Спекулятивно выделена здесь была, однако, не просто «не-завершаемая» траектория от одной промежуточной «интерпретации» к другой, с ней конкурирующей. Она может принимать много других форм, и прерывать наше описание на этом пункте — не значит предполагать, что утопическое будущее было в каком-то смысле гарантировано, пусть даже как образ или репрезентация. «Экспонаты» продолжают разбиваться попарно друг против друга в неустойчивых констелляциях, а качество «мысли» прибывает и убывает, разгорается и снова меркнет в беспрерывной вариации.

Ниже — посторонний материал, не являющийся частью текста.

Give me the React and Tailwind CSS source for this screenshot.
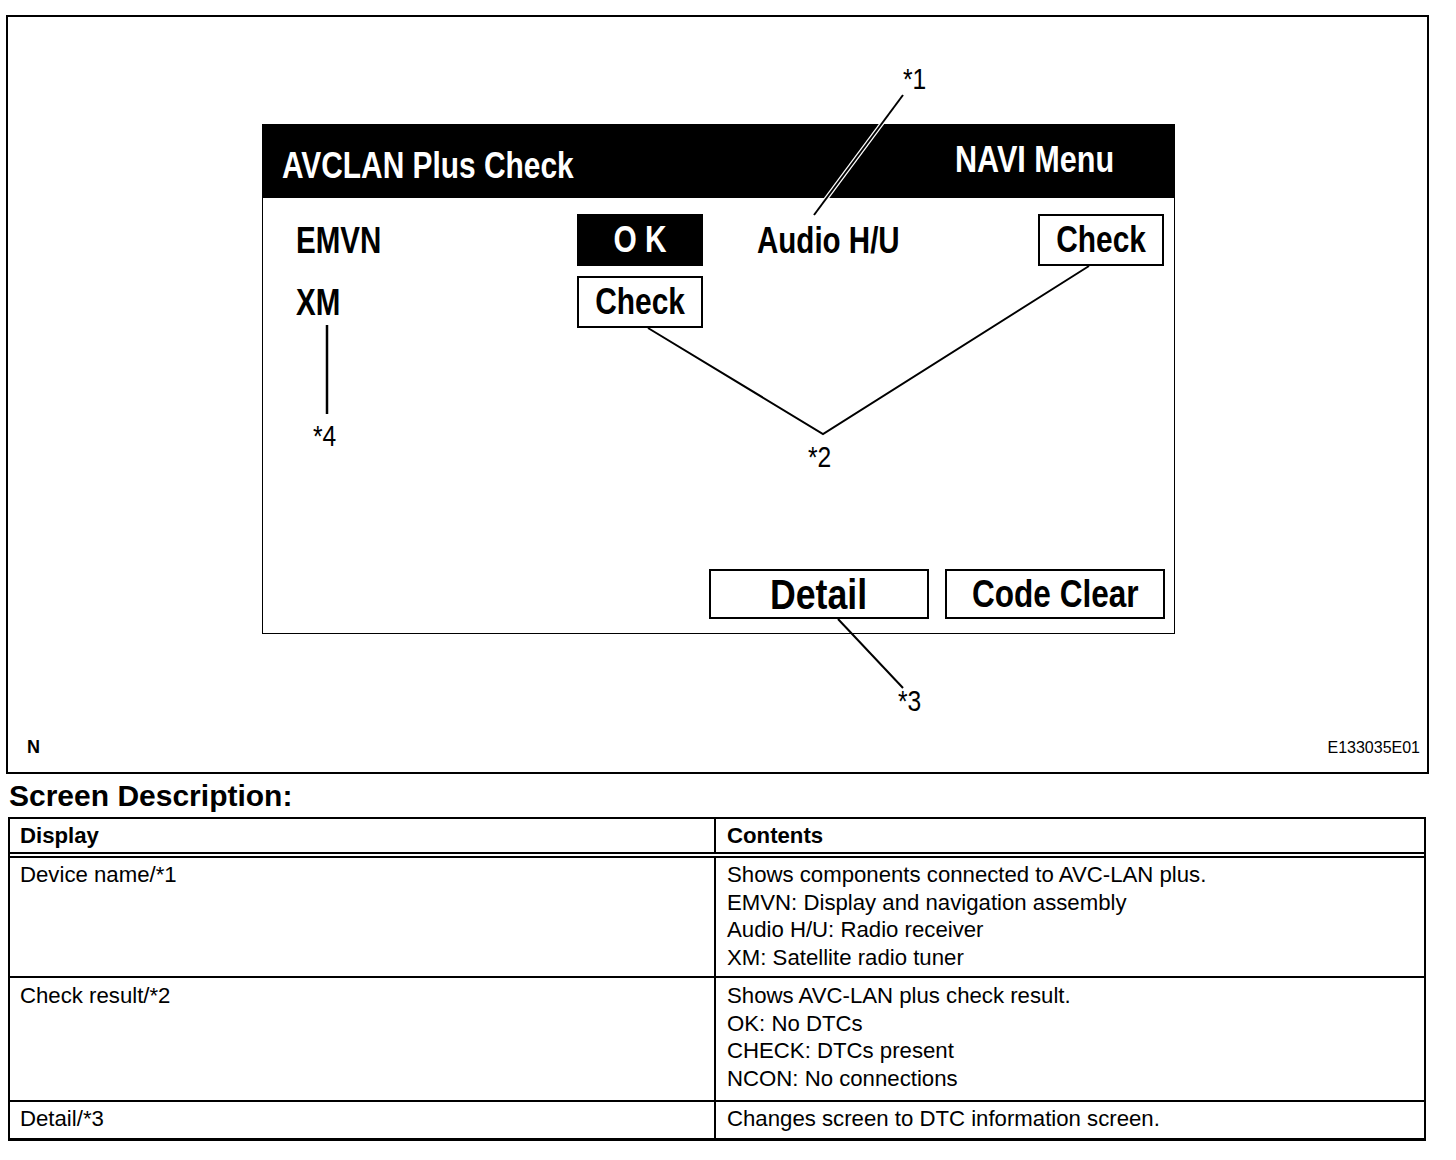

Инсталляция передает также и сообщение другого типа, которое, как уже предполагалось, касается системы изящных искусств как таковой, или, если говорить на более современном языке, отношений различных медиумов друг к другу. Подобно синэстезии в литературном реальном (Бодлер), идеал Gesamtkunstwerk соблюдал «систему» различных изящных искусств и платил ей дань уважения благодаря представлению о некоем более обширном всеохватывающем синтезе, в котором они могли бы каким-то образом «сочетаться» (здесь поражает теоретическая и философская параллель к вчерашнему понятию интердисциплинарности), обычно под «братским руководством» одного из них — в случае Вагнера музыки. Настоящая инсталляция, однако, как уже указывалось, больше не такова, и не в последнюю очередь потому, что сама «система», на которой основывался прежний «синтез», стала проблематичной, вместе с претензией любого из отдельных изящных искусств на собственную внутреннюю автономию или полуавтономию. Другими словами, медиумы, здесь ассоциированные, не опираются ни на внутреннюю согласованность подлинного скульптурного языка (самого Гобера или Вебстера), ни на согласованность внутренне все еще упорядоченной традиции живописи как таковой (традиционный пейзаж, постмодернистская «живопись»), ни даже на какой-либо примат архитектурного как совокупности форм. Если это в каком-то смысле «смешанные медиумы» (современный эквивалент Gesamtkunstwerk, но со всеми уже перечисленными отличиями), первой тут идет «смесь», которая переопределяет медиумы, вовлеченные в это апостериорное соучастие.